> _Record list_:
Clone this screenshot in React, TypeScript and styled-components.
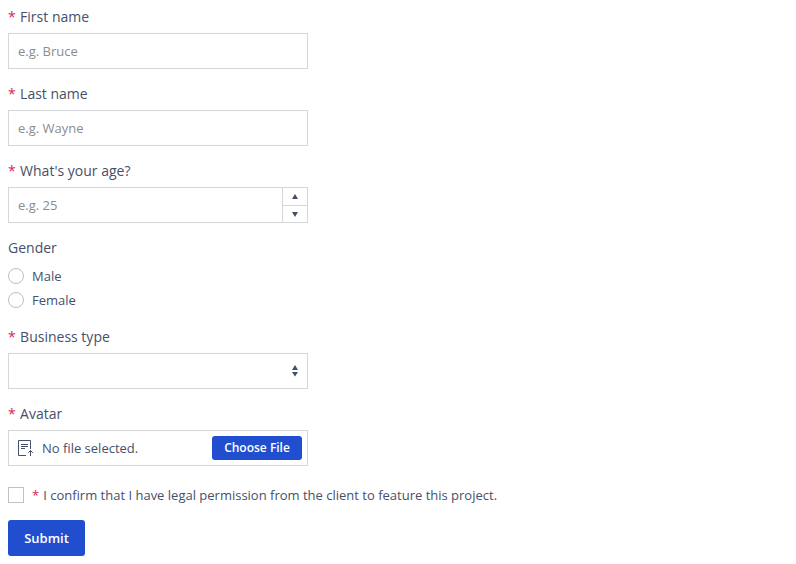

==

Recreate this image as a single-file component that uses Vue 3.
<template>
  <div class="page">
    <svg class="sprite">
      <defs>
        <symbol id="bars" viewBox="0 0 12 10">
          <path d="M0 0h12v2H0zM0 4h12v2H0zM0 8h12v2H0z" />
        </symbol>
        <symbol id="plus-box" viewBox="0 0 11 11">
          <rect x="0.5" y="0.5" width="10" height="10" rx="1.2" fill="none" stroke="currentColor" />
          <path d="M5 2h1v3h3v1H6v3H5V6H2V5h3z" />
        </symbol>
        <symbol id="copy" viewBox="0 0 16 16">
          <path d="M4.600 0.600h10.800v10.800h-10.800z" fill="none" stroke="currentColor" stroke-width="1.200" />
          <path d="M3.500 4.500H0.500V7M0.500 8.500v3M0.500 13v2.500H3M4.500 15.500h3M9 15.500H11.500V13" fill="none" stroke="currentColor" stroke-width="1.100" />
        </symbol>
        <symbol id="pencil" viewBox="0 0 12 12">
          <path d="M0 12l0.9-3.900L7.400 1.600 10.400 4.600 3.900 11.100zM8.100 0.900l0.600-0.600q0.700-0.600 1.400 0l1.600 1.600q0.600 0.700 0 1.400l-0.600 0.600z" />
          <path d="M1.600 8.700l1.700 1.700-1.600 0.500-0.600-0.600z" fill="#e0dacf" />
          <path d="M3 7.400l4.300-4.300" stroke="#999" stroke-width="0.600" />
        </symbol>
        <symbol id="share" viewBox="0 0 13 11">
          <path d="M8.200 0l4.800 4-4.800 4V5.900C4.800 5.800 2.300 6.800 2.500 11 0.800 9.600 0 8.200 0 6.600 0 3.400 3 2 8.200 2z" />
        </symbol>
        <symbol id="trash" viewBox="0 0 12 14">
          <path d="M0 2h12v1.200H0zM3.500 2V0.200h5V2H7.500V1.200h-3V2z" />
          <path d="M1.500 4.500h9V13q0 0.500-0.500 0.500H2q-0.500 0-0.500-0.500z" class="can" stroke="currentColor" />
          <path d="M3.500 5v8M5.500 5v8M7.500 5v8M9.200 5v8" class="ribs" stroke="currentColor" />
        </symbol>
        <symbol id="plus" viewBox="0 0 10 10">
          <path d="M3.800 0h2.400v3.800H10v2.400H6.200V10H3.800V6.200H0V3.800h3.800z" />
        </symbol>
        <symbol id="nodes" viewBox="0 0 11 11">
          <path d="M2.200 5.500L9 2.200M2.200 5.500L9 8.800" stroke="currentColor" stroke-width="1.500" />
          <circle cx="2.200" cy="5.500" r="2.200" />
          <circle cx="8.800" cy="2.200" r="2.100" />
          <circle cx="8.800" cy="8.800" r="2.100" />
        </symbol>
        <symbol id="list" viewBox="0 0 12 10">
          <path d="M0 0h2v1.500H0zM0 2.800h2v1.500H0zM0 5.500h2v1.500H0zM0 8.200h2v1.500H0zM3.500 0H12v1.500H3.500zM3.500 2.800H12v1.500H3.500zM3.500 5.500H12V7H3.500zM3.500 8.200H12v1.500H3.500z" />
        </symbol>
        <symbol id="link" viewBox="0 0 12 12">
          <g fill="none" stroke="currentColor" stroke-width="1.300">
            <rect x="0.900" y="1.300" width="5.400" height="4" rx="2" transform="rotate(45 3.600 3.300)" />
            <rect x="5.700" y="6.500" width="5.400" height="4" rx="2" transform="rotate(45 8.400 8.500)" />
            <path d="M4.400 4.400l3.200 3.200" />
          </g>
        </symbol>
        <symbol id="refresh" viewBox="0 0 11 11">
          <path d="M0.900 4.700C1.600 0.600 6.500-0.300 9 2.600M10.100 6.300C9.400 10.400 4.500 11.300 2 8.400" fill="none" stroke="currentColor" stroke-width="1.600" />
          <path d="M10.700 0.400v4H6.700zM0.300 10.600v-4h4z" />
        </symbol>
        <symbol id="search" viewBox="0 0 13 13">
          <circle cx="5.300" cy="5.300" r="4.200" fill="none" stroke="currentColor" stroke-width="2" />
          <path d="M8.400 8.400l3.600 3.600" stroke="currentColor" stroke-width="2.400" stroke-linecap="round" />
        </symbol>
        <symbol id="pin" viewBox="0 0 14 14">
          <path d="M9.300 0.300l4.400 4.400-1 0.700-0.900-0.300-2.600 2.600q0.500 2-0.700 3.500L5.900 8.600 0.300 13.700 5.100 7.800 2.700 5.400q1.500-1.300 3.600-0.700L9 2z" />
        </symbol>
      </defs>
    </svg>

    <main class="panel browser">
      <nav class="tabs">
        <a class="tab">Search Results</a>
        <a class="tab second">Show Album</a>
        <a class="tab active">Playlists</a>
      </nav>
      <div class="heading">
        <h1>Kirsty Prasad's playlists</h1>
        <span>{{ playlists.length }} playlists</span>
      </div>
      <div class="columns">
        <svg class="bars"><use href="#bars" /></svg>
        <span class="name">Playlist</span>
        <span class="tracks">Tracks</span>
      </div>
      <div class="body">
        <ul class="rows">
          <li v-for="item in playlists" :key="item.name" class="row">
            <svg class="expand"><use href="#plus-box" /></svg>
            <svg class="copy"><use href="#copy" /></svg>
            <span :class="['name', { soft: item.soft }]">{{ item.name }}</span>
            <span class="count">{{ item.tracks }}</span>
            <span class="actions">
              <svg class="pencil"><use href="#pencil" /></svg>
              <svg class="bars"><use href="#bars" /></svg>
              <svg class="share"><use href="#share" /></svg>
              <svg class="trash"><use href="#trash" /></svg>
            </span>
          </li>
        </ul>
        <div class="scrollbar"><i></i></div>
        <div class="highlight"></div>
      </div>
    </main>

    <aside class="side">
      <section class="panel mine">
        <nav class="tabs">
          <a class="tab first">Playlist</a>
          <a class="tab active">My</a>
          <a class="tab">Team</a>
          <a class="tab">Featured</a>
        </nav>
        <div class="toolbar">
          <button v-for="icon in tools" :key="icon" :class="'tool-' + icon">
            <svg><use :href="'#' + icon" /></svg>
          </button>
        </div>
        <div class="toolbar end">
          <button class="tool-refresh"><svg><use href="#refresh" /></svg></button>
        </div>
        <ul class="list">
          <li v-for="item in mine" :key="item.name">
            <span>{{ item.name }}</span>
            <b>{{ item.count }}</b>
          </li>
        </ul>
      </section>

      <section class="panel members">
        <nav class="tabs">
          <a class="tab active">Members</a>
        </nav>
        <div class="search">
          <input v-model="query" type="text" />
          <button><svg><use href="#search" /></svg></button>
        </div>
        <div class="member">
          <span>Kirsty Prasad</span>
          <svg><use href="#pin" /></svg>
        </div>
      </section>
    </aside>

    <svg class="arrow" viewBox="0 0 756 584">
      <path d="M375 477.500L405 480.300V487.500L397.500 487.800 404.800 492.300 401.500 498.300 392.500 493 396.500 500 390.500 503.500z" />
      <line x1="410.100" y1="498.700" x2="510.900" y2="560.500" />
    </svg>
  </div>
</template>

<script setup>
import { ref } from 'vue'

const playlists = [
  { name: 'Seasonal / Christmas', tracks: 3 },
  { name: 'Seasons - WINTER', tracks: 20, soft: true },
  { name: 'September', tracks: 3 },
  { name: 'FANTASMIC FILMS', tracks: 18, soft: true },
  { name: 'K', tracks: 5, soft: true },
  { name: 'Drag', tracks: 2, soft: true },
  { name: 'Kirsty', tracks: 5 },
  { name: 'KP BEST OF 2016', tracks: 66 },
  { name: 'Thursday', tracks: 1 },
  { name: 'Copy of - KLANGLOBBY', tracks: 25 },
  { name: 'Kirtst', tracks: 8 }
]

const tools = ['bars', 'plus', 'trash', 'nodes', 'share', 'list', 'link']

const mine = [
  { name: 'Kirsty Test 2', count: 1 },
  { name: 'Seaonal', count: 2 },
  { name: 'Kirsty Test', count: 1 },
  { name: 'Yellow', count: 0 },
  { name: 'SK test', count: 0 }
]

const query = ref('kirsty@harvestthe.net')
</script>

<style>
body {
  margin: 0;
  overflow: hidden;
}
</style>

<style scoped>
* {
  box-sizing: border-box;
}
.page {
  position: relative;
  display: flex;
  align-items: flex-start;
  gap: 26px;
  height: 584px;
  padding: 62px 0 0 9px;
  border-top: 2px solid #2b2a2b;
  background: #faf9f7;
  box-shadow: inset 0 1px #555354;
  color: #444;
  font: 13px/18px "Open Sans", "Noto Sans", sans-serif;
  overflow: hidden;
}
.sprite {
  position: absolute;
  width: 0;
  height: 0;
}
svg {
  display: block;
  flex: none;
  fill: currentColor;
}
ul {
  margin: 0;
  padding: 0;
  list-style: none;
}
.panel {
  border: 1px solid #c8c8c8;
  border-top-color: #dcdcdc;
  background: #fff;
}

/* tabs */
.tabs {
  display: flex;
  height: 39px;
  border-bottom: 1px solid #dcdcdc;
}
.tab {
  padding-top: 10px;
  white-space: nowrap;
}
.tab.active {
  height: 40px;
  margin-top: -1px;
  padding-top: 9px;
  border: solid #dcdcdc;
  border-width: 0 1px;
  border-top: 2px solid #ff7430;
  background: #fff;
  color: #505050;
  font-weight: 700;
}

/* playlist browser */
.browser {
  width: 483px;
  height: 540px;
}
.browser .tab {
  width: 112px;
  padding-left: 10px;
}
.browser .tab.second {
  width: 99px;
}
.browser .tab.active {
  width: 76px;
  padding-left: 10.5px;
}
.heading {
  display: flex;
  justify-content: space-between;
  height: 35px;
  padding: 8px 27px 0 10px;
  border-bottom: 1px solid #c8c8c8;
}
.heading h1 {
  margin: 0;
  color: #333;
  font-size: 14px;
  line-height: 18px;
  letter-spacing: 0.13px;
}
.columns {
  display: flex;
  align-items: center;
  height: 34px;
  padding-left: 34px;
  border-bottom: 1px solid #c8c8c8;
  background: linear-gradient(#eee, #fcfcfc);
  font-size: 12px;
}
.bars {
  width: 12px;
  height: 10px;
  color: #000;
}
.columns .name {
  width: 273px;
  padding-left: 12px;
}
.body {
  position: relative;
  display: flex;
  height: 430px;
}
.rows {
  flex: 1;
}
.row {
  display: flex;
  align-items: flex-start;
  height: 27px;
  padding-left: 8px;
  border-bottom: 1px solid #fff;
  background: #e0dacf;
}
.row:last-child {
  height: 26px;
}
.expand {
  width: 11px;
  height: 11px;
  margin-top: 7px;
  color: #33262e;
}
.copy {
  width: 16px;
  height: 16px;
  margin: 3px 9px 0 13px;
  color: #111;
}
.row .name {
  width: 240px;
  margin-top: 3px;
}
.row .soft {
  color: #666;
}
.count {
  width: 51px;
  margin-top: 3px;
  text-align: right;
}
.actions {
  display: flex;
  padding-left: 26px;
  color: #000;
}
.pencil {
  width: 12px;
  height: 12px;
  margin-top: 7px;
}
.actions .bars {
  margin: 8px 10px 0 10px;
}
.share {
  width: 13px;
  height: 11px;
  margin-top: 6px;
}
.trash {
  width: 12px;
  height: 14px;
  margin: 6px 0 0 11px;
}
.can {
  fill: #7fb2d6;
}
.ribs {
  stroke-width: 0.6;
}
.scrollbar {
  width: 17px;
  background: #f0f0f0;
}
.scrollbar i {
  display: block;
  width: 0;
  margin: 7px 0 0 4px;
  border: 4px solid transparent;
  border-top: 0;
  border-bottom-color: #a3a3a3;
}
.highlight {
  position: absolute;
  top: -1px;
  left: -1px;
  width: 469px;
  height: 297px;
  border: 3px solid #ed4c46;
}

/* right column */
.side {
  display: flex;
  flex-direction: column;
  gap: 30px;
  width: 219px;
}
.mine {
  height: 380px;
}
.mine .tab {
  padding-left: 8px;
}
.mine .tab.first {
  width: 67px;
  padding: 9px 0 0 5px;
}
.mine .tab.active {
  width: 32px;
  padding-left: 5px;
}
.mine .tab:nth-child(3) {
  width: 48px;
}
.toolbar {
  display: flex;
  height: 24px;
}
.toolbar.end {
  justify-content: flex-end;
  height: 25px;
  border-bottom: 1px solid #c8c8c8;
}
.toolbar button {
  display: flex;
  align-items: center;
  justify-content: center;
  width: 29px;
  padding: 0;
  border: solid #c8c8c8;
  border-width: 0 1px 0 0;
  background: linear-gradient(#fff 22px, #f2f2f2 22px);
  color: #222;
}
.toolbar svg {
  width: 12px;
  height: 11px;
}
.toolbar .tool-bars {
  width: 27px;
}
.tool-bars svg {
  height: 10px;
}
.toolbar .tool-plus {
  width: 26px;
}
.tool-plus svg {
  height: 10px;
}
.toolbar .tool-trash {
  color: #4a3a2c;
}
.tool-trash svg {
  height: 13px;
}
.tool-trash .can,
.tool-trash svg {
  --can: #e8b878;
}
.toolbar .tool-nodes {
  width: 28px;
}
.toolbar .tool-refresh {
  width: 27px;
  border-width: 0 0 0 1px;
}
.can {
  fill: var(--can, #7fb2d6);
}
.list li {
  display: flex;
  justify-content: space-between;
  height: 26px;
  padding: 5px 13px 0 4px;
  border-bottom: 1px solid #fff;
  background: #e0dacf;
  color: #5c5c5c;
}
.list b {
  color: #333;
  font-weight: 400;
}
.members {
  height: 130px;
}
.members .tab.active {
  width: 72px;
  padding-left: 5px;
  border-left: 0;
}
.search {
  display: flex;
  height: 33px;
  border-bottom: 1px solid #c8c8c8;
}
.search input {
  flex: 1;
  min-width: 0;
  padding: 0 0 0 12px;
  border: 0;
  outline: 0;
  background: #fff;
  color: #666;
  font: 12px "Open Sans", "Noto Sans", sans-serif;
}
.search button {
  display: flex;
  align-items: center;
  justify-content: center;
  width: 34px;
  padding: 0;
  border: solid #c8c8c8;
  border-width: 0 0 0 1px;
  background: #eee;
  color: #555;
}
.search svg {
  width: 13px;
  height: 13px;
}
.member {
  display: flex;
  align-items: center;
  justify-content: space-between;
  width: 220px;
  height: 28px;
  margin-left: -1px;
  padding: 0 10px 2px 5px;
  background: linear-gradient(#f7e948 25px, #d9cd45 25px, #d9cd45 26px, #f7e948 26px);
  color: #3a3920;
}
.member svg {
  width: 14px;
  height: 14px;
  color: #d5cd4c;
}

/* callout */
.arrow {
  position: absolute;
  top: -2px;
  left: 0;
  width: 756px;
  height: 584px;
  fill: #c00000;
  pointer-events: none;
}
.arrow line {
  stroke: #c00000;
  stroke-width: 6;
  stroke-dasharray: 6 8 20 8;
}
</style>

> _Required work_:
Pick out each line containing "this" and report it.

> _Response below_:
Clone this screenshot in React, TypeScript and styled-components.
Recreate this image as a single-file component that uses Vue 3.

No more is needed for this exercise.